Tucson, AZ — A bill allowing small businesses to join each other in multi-state associations to buy health insurance has succeeded where at least seven of its predecessors have failed.

Earlier this month, a U.S. Senate committee voted in favor of the 2005 bill titled “The Health Insurance Marketplace Modernization and Affordability Act,” making it the first association health plan bill to go before the full Senate for a vote.

Since the House has passed a similar bill, that’s the last hurdle before going to the president for his signature.

The bill, introduced by Sen. Mike Enzi, R-Wyoming, in November , would permit the formation of “small-business health plans.” These are “group health plans sponsored by trade, industry, professional, chamber of commerce or similar business associations,” according to a congressional summary.

What has separated this from prior legislative attempts to establish association health plans is the involvement of various interest groups representing the insurance companies, state insurance regulators and the business community, said Amanda Austin, manager of legislative affairs at the National Federation of Independent Business in Washington, D.C.

“The key here is choice,” she said. Statistically 51 percent “of the 46 million uninsured work for small businesses. Something is not working. Let’s inject more competition into this market.”

The concept of small businesses joining together to buy health insurance would not be entirely new to Southern Arizona, said Hank Peck, senior vice president of Compass Insurance in Tucson.

“We’re fortunate in Tucson to have Pima Community Access Program and the Healthcare Group (offered by University Physicians). So we have some options here,” he said.

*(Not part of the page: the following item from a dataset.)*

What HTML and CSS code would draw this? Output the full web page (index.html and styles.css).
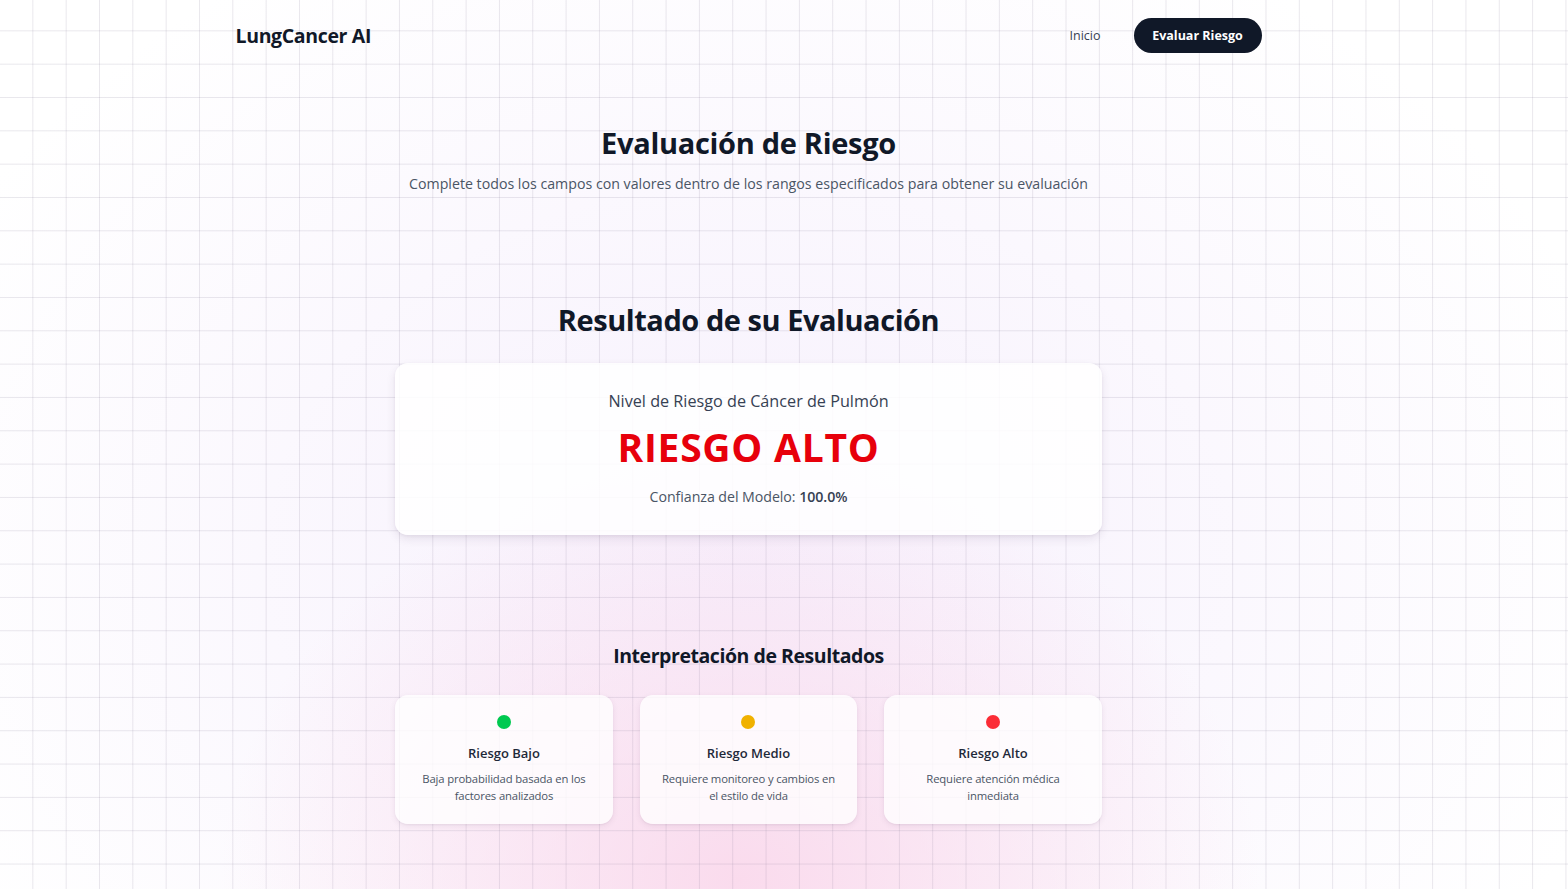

Enabling the associations to pool members across state lines would give them greater purchasing power, say proponents of the plans such as U.S. Rep. Jim Kolbe, R-Ariz., who co-sponsored the House version of the bill, the Small Business Health Fairness Act of 2005.

“They increase the buying and bargaining power that an individual small business would not have by itself,” Kolbe said in a statement following the House passage of the act last fall.

One of the law’s supporters is Small Business Health Plans Now, an association of more than 170 national groups representing more than 12 million employers.
In its defense of the proposed association health plans, the associations says they “could save small businesses an estimated 15 to 30 percent compared with the cost of purchasing coverage directly from an insurance company.”

Opponents of the association health plans argue the current legislation will let insurers in the new plans ignore certain state mandates so long as they offer at least one comprehensive benefit equal to those provided to state employees by the five most populous states.

In a letter to Enzi, representatives from the Santa Monica-based Foundation for Taxpayer and Consumer Rights says the “legislation removes all requirements that the federal rules incorporate, let alone improve on, the state law they replace.”

Similar arguments prompted a nay vote from Rep. Raúl Grijalva on the House bill that eventually passed, said Natalie Luna, spokeswoman for the Arizona Democrat.
Neither of Arizona’s U.S. senators, Jon Kyl and John McCain, has declared his intentions with regard to the Senate bill, although McCain was a co-sponsor of an earlier, similar piece of legislation.

Said Peck, the insurance broker: “As it stands, it (the bill) appears to be a good collaborative effort on the part of a lot of different parties.”
Whether the bill will have much impact in Arizona remains to be seen, however.

“At first everybody might say, ‘I’m signing on to that association plan.’ But if they felt their plan was better, they’d leave. In time the market would level itself out,” Peck said.